— Begin SUPPLIED MATERIAL —

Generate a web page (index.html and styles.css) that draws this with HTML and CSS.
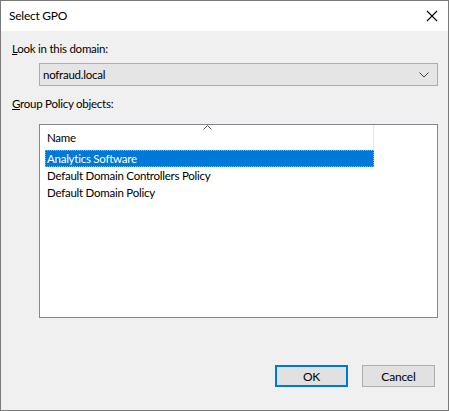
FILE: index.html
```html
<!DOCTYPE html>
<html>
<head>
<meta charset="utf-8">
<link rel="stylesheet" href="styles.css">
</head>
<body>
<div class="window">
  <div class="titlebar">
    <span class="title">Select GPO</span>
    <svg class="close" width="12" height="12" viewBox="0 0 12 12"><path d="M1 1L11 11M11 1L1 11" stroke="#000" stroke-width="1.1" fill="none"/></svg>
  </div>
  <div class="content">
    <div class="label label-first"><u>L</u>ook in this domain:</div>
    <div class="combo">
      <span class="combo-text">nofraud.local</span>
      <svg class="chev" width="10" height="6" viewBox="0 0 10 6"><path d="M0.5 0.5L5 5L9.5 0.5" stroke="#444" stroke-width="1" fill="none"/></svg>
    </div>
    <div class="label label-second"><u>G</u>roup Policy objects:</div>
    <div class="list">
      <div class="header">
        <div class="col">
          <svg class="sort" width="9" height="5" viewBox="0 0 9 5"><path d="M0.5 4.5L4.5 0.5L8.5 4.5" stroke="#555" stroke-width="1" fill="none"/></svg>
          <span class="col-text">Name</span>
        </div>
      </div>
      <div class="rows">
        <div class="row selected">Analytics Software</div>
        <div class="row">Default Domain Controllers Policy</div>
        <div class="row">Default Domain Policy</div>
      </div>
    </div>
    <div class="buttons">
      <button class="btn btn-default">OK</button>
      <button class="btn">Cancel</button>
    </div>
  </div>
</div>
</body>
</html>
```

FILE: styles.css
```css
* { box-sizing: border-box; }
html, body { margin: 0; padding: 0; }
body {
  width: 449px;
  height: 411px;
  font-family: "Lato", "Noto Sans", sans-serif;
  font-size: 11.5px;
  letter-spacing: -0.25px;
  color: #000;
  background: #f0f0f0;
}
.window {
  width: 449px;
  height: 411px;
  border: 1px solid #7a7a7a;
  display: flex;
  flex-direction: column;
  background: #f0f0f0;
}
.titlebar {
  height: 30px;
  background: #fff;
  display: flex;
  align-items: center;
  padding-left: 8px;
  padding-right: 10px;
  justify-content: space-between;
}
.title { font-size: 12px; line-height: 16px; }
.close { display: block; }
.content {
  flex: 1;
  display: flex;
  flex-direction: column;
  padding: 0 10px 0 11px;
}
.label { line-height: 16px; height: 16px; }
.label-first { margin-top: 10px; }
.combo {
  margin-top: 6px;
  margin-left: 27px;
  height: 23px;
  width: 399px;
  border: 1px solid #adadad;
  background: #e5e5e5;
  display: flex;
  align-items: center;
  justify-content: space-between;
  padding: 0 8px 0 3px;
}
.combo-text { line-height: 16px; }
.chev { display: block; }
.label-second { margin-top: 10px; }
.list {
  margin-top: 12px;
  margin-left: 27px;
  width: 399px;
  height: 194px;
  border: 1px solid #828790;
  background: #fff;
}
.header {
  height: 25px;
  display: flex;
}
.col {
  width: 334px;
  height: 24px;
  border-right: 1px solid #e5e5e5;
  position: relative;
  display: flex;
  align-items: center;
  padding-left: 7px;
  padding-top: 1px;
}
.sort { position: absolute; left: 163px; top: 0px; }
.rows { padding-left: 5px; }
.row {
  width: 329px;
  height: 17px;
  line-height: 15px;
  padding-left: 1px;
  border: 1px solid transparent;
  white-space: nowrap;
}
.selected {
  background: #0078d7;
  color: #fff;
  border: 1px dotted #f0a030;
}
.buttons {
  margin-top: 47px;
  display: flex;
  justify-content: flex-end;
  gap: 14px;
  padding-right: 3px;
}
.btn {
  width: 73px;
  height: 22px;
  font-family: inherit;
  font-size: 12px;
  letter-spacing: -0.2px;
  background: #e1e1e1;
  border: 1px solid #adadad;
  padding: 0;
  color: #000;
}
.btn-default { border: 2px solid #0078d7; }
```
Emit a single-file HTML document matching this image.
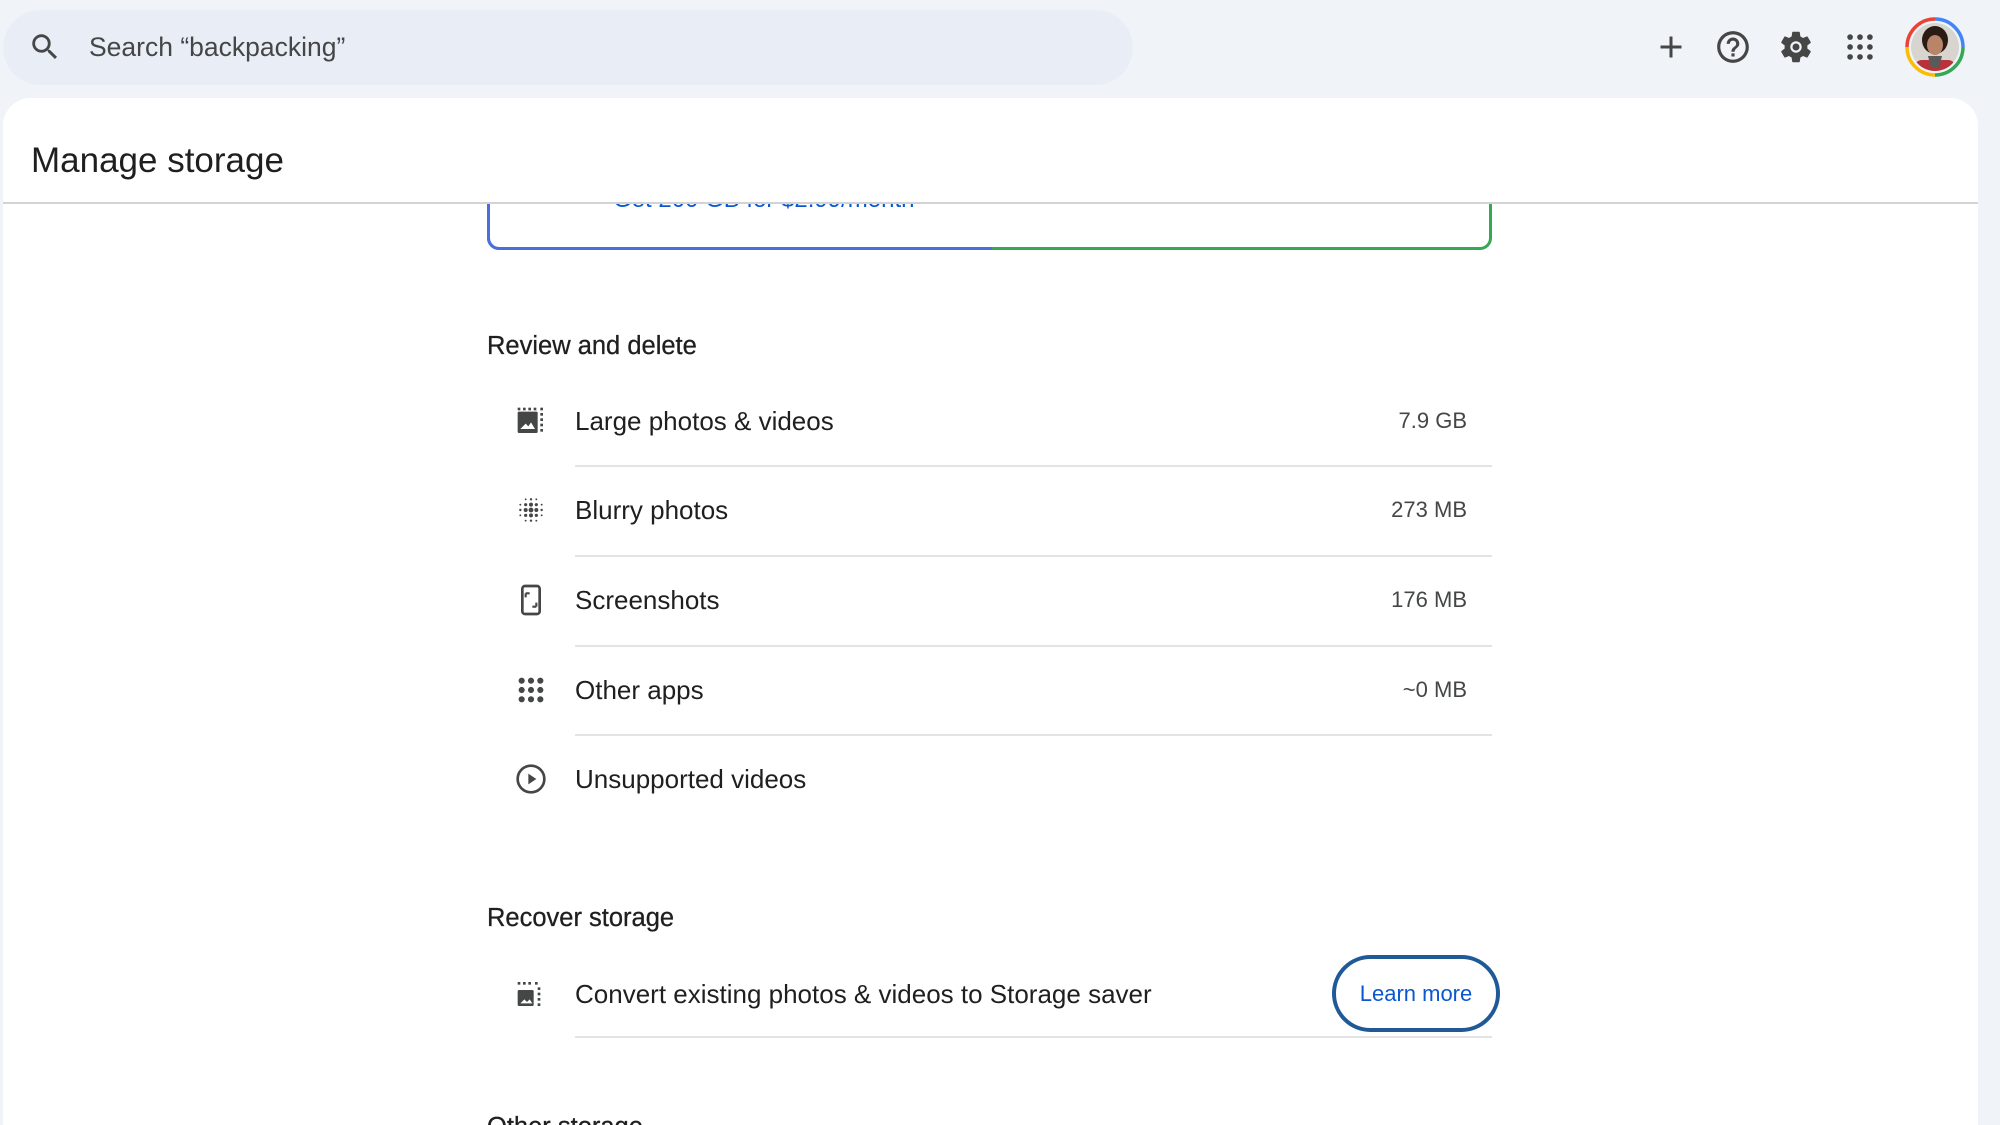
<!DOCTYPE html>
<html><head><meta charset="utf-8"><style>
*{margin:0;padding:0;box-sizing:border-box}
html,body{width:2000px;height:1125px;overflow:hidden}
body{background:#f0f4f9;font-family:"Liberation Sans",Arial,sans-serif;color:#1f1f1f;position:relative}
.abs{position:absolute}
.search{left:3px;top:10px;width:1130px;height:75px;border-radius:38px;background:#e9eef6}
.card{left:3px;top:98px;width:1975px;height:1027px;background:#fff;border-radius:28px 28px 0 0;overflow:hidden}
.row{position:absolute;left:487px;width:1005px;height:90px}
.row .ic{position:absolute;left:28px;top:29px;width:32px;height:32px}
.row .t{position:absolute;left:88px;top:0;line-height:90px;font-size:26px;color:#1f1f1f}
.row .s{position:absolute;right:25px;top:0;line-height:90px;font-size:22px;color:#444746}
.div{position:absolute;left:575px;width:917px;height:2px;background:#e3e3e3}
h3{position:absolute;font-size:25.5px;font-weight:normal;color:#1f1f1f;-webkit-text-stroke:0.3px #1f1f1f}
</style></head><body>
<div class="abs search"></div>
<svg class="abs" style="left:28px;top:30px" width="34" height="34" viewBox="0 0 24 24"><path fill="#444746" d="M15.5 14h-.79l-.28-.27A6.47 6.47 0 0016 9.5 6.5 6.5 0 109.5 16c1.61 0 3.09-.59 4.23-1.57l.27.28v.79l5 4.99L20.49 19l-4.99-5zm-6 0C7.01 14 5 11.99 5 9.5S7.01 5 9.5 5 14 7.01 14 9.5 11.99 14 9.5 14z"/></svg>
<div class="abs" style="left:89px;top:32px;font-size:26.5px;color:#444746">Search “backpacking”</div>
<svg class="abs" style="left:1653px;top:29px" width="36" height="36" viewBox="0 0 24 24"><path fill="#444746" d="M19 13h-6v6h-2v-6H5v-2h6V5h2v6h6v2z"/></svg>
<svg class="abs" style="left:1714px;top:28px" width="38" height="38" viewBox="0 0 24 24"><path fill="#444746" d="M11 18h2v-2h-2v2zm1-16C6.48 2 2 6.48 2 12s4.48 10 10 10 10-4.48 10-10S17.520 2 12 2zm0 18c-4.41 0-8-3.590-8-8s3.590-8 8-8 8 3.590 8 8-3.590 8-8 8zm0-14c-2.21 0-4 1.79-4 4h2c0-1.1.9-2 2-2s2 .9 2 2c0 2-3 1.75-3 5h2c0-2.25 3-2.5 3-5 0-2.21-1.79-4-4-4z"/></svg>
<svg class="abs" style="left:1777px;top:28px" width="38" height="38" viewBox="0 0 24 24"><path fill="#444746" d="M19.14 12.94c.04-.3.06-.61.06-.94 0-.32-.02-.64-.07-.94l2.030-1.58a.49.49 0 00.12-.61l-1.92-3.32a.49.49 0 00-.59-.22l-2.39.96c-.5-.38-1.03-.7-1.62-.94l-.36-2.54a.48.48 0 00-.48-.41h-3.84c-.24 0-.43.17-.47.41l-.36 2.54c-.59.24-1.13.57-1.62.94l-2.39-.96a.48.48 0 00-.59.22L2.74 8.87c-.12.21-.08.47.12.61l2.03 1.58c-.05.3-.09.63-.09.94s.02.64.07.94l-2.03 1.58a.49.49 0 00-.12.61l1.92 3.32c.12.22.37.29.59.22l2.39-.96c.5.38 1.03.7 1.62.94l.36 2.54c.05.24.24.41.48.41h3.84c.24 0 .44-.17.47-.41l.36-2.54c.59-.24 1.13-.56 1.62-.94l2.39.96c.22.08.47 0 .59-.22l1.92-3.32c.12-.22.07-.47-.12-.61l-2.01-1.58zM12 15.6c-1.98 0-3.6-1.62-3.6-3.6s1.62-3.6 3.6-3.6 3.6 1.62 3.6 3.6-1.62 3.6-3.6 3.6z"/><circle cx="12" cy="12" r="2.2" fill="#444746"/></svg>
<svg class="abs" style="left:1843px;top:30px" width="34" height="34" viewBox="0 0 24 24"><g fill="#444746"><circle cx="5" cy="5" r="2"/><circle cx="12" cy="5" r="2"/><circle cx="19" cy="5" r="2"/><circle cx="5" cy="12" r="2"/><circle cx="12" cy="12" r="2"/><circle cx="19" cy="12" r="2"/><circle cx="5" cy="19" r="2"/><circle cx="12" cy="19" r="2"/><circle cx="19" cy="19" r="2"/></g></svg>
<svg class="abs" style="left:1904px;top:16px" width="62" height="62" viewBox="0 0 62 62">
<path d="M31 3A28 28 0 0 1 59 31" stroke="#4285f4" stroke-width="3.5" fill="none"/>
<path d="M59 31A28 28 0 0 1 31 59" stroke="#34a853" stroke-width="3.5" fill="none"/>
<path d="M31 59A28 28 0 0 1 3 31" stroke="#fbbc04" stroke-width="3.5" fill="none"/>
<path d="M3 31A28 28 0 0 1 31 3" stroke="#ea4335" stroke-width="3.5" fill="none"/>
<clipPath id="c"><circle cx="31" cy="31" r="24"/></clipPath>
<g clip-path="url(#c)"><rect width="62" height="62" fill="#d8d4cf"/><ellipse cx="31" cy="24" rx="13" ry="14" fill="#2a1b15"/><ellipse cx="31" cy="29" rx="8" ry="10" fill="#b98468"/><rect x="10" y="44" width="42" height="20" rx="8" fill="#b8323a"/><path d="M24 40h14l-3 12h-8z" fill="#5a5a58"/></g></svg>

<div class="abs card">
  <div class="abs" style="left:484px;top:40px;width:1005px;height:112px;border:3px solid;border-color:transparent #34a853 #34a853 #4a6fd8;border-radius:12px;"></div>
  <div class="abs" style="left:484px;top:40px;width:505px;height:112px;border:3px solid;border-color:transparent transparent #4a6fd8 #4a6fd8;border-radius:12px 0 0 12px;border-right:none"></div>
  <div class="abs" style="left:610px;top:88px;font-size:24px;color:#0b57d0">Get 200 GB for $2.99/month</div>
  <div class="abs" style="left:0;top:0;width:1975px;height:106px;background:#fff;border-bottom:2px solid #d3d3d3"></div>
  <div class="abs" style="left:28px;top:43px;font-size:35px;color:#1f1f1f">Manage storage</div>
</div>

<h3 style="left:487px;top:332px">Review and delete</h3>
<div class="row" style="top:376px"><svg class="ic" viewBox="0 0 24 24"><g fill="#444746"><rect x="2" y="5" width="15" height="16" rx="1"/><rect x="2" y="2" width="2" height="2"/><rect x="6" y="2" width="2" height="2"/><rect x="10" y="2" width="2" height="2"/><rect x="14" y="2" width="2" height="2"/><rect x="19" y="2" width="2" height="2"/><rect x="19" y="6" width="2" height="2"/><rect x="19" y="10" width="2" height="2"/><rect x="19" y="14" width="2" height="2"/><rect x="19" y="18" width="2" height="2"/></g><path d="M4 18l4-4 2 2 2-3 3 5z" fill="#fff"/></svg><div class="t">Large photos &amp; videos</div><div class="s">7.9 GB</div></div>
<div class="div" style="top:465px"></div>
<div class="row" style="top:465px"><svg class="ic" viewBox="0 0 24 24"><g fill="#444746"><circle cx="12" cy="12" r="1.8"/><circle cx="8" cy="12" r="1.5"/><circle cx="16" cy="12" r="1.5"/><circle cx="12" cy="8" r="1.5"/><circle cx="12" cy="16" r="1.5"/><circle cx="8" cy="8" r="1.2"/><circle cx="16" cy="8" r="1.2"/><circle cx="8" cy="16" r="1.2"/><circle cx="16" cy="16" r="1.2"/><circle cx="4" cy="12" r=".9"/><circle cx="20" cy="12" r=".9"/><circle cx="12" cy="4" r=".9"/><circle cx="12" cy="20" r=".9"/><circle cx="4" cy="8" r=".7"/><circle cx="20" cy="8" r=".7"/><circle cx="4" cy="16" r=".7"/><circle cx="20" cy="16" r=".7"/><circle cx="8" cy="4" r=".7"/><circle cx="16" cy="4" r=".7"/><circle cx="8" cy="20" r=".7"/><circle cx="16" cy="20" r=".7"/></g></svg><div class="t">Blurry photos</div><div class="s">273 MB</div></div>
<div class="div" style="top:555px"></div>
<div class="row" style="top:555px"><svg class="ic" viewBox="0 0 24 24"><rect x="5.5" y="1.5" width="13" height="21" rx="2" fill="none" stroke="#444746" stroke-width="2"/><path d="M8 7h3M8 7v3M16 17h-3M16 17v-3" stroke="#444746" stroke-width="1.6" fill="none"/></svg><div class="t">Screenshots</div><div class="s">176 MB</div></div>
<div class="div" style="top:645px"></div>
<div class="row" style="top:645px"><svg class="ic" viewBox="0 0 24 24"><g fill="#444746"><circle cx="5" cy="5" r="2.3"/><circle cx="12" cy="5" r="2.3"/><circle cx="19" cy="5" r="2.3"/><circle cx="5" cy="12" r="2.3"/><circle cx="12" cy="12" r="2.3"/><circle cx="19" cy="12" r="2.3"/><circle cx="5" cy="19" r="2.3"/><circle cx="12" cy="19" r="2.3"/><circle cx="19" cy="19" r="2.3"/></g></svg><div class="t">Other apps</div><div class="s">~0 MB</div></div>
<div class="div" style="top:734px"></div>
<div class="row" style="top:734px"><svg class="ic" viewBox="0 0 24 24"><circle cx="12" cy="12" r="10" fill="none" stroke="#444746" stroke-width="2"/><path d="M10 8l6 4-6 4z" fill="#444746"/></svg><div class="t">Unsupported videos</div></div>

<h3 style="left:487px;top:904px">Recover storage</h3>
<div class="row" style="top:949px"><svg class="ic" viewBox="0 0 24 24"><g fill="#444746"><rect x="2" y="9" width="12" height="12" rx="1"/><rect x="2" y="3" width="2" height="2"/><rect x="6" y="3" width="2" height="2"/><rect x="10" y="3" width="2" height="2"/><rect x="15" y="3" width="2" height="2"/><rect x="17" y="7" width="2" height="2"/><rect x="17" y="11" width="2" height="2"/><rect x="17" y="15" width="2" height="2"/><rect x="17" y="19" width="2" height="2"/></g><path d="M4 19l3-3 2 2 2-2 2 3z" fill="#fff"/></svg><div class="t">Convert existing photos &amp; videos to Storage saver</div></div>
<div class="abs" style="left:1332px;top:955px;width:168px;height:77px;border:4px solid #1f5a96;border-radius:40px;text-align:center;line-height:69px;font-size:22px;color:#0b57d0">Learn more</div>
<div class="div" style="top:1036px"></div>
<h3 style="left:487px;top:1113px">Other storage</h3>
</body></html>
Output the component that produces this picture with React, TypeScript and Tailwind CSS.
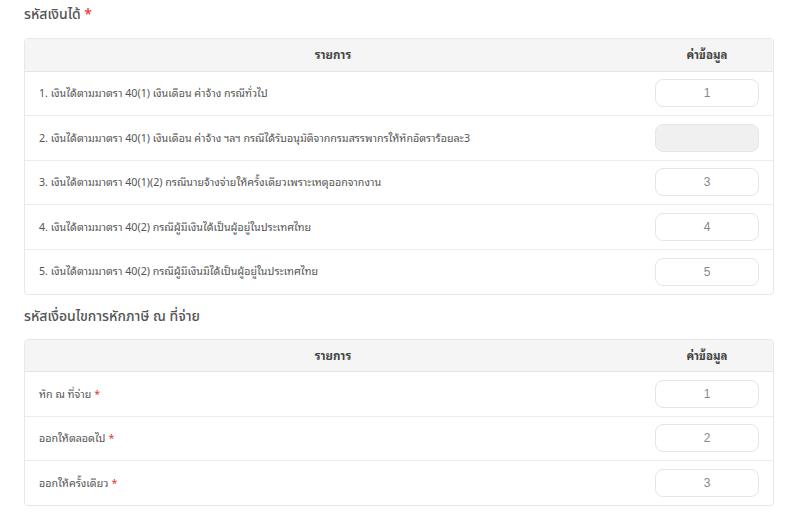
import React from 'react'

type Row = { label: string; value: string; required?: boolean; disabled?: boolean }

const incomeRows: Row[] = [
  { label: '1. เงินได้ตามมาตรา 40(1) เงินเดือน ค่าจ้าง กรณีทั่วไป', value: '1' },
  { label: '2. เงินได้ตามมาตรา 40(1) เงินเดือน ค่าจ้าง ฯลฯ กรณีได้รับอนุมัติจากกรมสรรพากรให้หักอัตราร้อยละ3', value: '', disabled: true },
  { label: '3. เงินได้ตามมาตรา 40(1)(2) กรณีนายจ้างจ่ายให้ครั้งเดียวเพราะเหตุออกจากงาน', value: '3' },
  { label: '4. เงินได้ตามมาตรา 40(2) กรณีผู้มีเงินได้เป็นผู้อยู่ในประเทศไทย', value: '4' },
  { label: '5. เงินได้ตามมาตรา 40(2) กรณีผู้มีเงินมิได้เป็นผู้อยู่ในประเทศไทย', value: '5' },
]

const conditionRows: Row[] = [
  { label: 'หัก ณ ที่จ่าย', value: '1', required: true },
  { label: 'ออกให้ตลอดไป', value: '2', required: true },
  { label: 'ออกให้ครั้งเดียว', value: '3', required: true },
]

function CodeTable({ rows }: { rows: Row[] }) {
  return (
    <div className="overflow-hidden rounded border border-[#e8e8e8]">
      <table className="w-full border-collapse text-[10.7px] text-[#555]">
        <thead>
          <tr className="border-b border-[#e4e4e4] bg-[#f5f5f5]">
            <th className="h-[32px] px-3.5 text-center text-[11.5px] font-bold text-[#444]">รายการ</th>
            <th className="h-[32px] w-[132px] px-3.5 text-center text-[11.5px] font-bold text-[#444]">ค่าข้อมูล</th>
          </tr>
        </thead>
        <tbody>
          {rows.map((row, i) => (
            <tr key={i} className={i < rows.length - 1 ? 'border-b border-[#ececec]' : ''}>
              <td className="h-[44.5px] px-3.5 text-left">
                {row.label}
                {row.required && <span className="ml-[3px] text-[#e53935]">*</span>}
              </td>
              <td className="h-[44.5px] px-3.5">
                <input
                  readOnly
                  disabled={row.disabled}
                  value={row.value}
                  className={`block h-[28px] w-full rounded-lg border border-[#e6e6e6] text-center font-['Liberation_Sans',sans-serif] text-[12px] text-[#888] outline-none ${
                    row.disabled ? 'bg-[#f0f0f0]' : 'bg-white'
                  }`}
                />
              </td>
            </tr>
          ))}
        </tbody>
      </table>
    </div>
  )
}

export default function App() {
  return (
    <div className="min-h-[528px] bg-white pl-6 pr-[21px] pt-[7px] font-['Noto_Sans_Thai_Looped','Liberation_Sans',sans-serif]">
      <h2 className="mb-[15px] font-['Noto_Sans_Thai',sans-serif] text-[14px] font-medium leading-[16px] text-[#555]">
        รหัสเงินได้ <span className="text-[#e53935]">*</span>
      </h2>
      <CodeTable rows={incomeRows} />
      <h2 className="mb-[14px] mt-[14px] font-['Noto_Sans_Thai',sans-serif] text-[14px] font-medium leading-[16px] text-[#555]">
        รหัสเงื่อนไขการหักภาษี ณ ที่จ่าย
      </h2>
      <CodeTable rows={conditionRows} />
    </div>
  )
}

— End SUPPLIED MATERIAL —

_THE REQUEST:_
Gather each line in the entries above where the string "index" is found.

_PROBLEM SOLUTION:_
Generate a web page (index.html and styles.css) that draws this with HTML and CSS.
FILE: index.html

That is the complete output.